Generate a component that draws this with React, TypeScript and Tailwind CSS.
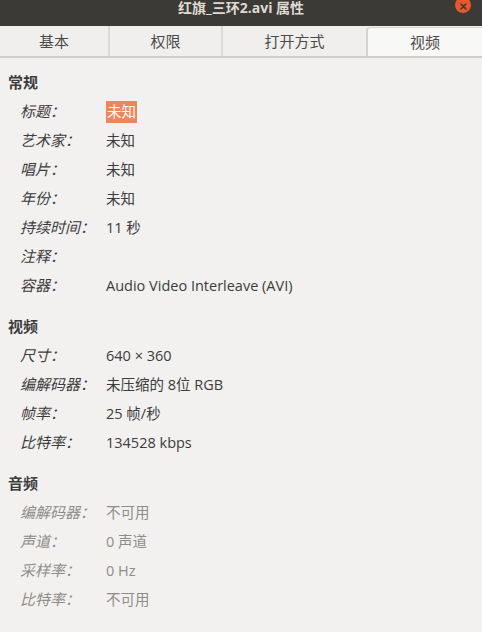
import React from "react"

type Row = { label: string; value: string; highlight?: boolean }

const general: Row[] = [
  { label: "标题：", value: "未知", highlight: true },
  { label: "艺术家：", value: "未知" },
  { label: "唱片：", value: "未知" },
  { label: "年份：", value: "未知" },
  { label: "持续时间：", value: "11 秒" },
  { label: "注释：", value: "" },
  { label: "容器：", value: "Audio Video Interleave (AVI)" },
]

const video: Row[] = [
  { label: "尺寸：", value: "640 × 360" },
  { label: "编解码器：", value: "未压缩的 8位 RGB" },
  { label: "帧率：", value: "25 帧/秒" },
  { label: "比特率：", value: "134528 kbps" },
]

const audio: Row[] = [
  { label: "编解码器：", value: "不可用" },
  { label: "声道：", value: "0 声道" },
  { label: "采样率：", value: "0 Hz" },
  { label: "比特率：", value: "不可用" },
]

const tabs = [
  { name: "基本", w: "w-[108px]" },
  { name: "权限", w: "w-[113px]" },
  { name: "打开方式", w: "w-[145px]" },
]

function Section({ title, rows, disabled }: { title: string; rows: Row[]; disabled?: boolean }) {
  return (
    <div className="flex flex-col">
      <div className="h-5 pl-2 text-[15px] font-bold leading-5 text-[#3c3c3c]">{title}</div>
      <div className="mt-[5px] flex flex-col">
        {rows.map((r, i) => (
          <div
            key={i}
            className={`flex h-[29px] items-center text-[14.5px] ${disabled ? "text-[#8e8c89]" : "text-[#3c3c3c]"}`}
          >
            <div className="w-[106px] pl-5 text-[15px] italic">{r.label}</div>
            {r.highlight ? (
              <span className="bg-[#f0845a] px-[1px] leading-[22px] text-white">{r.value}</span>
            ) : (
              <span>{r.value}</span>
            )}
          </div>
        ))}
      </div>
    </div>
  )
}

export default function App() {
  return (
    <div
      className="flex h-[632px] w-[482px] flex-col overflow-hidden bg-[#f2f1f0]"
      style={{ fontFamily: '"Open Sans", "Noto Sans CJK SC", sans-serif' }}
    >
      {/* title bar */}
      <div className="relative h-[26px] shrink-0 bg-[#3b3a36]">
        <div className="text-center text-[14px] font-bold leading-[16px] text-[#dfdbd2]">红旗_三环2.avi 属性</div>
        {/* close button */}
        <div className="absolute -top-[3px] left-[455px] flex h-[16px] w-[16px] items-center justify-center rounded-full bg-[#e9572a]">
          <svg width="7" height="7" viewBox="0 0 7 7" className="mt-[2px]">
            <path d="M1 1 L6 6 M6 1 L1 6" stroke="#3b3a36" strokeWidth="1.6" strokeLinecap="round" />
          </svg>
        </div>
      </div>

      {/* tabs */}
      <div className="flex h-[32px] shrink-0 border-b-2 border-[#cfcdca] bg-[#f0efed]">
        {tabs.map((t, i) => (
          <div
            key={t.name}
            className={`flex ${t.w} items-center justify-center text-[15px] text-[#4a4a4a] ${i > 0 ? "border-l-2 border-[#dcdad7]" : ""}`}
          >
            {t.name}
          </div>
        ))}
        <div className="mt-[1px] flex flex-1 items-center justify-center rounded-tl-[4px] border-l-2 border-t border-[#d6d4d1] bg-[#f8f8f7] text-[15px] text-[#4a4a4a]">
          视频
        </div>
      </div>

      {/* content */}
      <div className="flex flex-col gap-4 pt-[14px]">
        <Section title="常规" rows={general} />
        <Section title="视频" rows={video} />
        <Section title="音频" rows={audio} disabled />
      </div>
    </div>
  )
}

What you should do: Copy every line of the data word for word, omitting the images.

Expected answer:
Generate a component that draws this with React, TypeScript and Tailwind CSS.
import React from "react"

type Row = { label: string; value: string; highlight?: boolean }

const general: Row[] = [
  { label: "标题：", value: "未知", highlight: true },
  { label: "艺术家：", value: "未知" },
  { label: "唱片：", value: "未知" },
  { label: "年份：", value: "未知" },
  { label: "持续时间：", value: "11 秒" },
  { label: "注释：", value: "" },
  { label: "容器：", value: "Audio Video Interleave (AVI)" },
]

const video: Row[] = [
  { label: "尺寸：", value: "640 × 360" },
  { label: "编解码器：", value: "未压缩的 8位 RGB" },
  { label: "帧率：", value: "25 帧/秒" },
  { label: "比特率：", value: "134528 kbps" },
]

const audio: Row[] = [
  { label: "编解码器：", value: "不可用" },
  { label: "声道：", value: "0 声道" },
  { label: "采样率：", value: "0 Hz" },
  { label: "比特率：", value: "不可用" },
]

const tabs = [
  { name: "基本", w: "w-[108px]" },
  { name: "权限", w: "w-[113px]" },
  { name: "打开方式", w: "w-[145px]" },
]

function Section({ title, rows, disabled }: { title: string; rows: Row[]; disabled?: boolean }) {
  return (
    <div className="flex flex-col">
      <div className="h-5 pl-2 text-[15px] font-bold leading-5 text-[#3c3c3c]">{title}</div>
      <div className="mt-[5px] flex flex-col">
        {rows.map((r, i) => (
          <div
            key={i}
            className={`flex h-[29px] items-center text-[14.5px] ${disabled ? "text-[#8e8c89]" : "text-[#3c3c3c]"}`}
          >
            <div className="w-[106px] pl-5 text-[15px] italic">{r.label}</div>
            {r.highlight ? (
              <span className="bg-[#f0845a] px-[1px] leading-[22px] text-white">{r.value}</span>
            ) : (
              <span>{r.value}</span>
            )}
          </div>
        ))}
      </div>
    </div>
  )
}

export default function App() {
  return (
    <div
      className="flex h-[632px] w-[482px] flex-col overflow-hidden bg-[#f2f1f0]"
      style={{ fontFamily: '"Open Sans", "Noto Sans CJK SC", sans-serif' }}
    >
      {/* title bar */}
      <div className="relative h-[26px] shrink-0 bg-[#3b3a36]">
        <div className="text-center text-[14px] font-bold leading-[16px] text-[#dfdbd2]">红旗_三环2.avi 属性</div>
        {/* close button */}
        <div className="absolute -top-[3px] left-[455px] flex h-[16px] w-[16px] items-center justify-center rounded-full bg-[#e9572a]">
          <svg width="7" height="7" viewBox="0 0 7 7" className="mt-[2px]">
            <path d="M1 1 L6 6 M6 1 L1 6" stroke="#3b3a36" strokeWidth="1.6" strokeLinecap="round" />
          </svg>
        </div>
      </div>

      {/* tabs */}
      <div className="flex h-[32px] shrink-0 border-b-2 border-[#cfcdca] bg-[#f0efed]">
        {tabs.map((t, i) => (
          <div
            key={t.name}
            className={`flex ${t.w} items-center justify-center text-[15px] text-[#4a4a4a] ${i > 0 ? "border-l-2 border-[#dcdad7]" : ""}`}
          >
            {t.name}
          </div>
        ))}
        <div className="mt-[1px] flex flex-1 items-center justify-center rounded-tl-[4px] border-l-2 border-t border-[#d6d4d1] bg-[#f8f8f7] text-[15px] text-[#4a4a4a]">
          视频
        </div>
      </div>

      {/* content */}
      <div className="flex flex-col gap-4 pt-[14px]">
        <Section title="常规" rows={general} />
        <Section title="视频" rows={video} />
        <Section title="音频" rows={audio} disabled />
      </div>
    </div>
  )
}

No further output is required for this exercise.